О, если хотя бы часть этой жизни плеснулась за его порог! Или еще лучше: если бы он только мог сам выйти за порог и вступить в эту жизнь!
Но палаццо Трески было не просто его домом. Оно стало его тюрьмой. Наставники по возможности не оставляли Тонио одного. Давным-давно потерявший голос старый кастрат Беппо учил его французскому языку, поэзии и контрапункту, а молодой и серьезный священник, темноволосый и худощавый Анджело, — латинскому, итальянскому и английскому языкам.

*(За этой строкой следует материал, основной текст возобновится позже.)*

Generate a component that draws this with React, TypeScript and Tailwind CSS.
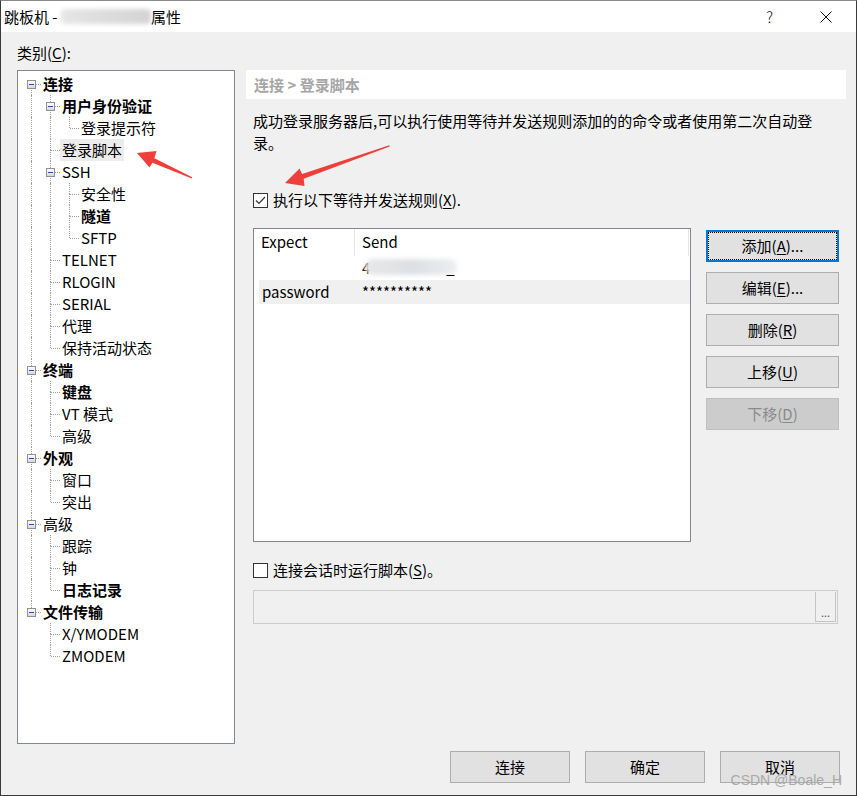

Два раза в неделю приходил учитель фехтования. Тонио учили владеть шпагой скорее для развлечения, нежели с целью серьезного применения этого мастерства в будущем.
А еще приходил учитель танцев, очаровательный француз, проводивший его мелкими шажками менуэта и кадрили под какой-нибудь подходящий бодрый ритм, который выбивал Беппо на клавишах. Тонио должен был знать, как целовать руку дамы, когда и как кланяться, осваивал все важнейшие правила джентльменского этикета.
Это было довольно забавно. Иногда, оказавшись наедине с самим собой, он разрезал воздух взмахами клинка или танцевал с воображаемыми девушками, придуманными из тех мимолетных образов, которые ему доводилось время от времени видеть на узеньких улочках.
Но если не считать бесконечные церковные зрелища, Святую неделю, Пасху, обычное великолепие и многоголосую музыку воскресной службы, единственным прибежищем для Тонио служили необитаемые комнаты нижнего этажа дома. Ни одна душа не могла отыскать его там.
Устроившись поудобнее, с тонкой восковой свечкой в руке, он доставал иногда тяжелые тома старого архива и с восторгом разглядывал рассыпающиеся в прах записи перенаселенной истории его рода. Голые факты и даты, как и опасно хрустящие при малейшем прикосновении страницы, будили его воображение: когда он вырастет, то отправится в море или наденет пурпурное одеяние сенатора... Даже трон дожа не является чем-то недоступным для Трески.
Смутное возбуждение охватывало его. Он продолжал рыскать дальше. Отодвигал засовы, которые никто не трогал годами, находил в сырых углах старинные картины и вглядывался в незнакомые лица. Старые складские помещения все еще хранили запах специй, привезенных когда-то с Востока, в те давние времена, когда лодки подплывали к самым дверям палаццо и выгружали добычу в виде ковров, драгоценностей, корицы и шелка. А еще там валялись отсыревшие мотки пеньковой веревки, кучи соломы и царили разные смешанные ароматы, острые, соблазнительные.
Время от времени он останавливался. Жутковатый огонек свечи беспокойно плясал под воздействием тяги воздуха. Отчетливо слышался плеск воды за домом и отдаленный стук забиваемых свай. А если закрыть глаза, можно было услышать высоко над головой голос матери.
Но здесь он был в полной недосягаемости для всех. По балкам, словно на цыпочках, бегали пауки, и резким поворотом свечи он мог высветить паутину — замысловатую, золотистую. Сломанный ставень поддавался его прикосновению, и серый, тусклый послеполуденный свет проникал сквозь зарешеченное стекло, за которым он видел крыс, плавающих среди мусора в стоячей воде.
Ему становилось грустно. И страшно. Внезапно он ощущал отчаяние, для которого не находилось названия, тот ужас, который лишал все окружающее очарования.
Отец очень стар. А мать совсем молода. И где-то в самой сердцевине всего этого, казалось, таился ожидающий его неведомый ужас. Но что именно страшило его? Он не знал. Но ему казалось, что сам воздух вокруг пропитан тайнами. Иногда до его слуха доносилось произнесенное шепотом незнакомое имя, но слуги, заметив мальчика, тут же начинали оживленно говорить на какие-то обыденные темы и не отвечали на его вопросы. И он не был уверен, что слышал что-то особенное.
А может, в конце концов, все это происходило только из-за того, что мать была так несчастна.
4
Как только Гвидо был избран для сцены, началась изматывающая работа, ночь за ночью он окунался в ослепительный блеск оперного театра, где смотрел во все глаза, пел в хоре, если таковой находился, и откуда уходил, зачарованный всеобщим оживлением и одурманенный запахами духов и пудры.
Его собственные композиции были забыты, отброшены в сторону ради бесконечных упражнений в ариях, спетых другими в этом сезоне, а затем в следующем.
Но эти годы были наполнены такой восхитительной интенсивностью, что даже пробуждение страсти не могло свернуть Гвидо с этого курса.
К тому же Гвидо давно убедил себя в том, что он не может испытывать никакой страсти.